A technique of dividing a UI element (dialog, button, etc.) into 9 regions — corners stay fixed while edges and center stretch — allowing it to scale to any size. An essential technique for pixel art UI creation.

Tileset

A collection of tile images used for tilemaps, organized on a single sheet with variations of ground, walls, water, decorations, and more. Game engines load tilesets and use map editors to place tiles and build stages.

Isometric

A pseudo-3D perspective viewed from a diagonal overhead angle. Allows 3D-like spatial representation using 2D pixel art, widely used in simulation games and RPGs.

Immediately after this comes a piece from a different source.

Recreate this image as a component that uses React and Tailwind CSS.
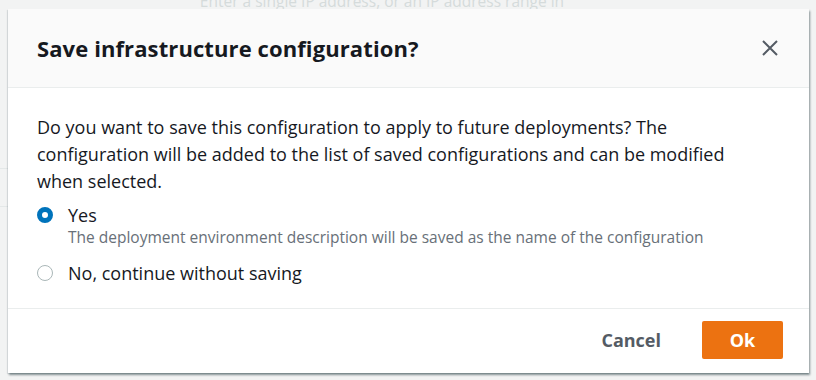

Isometric tiles are drawn as diamond shapes and require different placement rules than standard grids.

Pixnote character

File Formats

PNG

Portable Network Graphics

The ideal image format for pixel art. Uses lossless compression so quality is preserved, and supports transparency. Perfect for game engines and social media sharing. Also the export format used by Pixnote.

GIF

Graphics Interchange Format

An image format that supports animation, limited to 256 colors. Commonly used for sharing pixel art animations, but the color limit makes it unsuitable for complex works.

APNG

Animated Portable Network Graphics

An extension of PNG that supports animation. Unlike GIF, it has no 256-color limit and can display full-color (24-bit) animation with alpha transparency. Supported by all major browsers, making it ideal for sharing high-quality pixel art animations. In unsupported environments, the first frame is displayed as a static image.

WebP

WebP Image Format

An image format developed by Google. Supports both lossless and lossy compression, as well as transparency and animation. Achieves smaller file sizes than PNG at equivalent quality, making it suitable for displaying pixel art on websites. Supported by all major browsers.

Aseprite Format (.ase / .aseprite)

The native file format of the pixel art tool Aseprite. A project file that preserves all editing data including layers, frames, palettes, and tags. Many game engines (Unity, Godot, etc.) support importing this format, making it one of the de facto standards for pixel art animation production.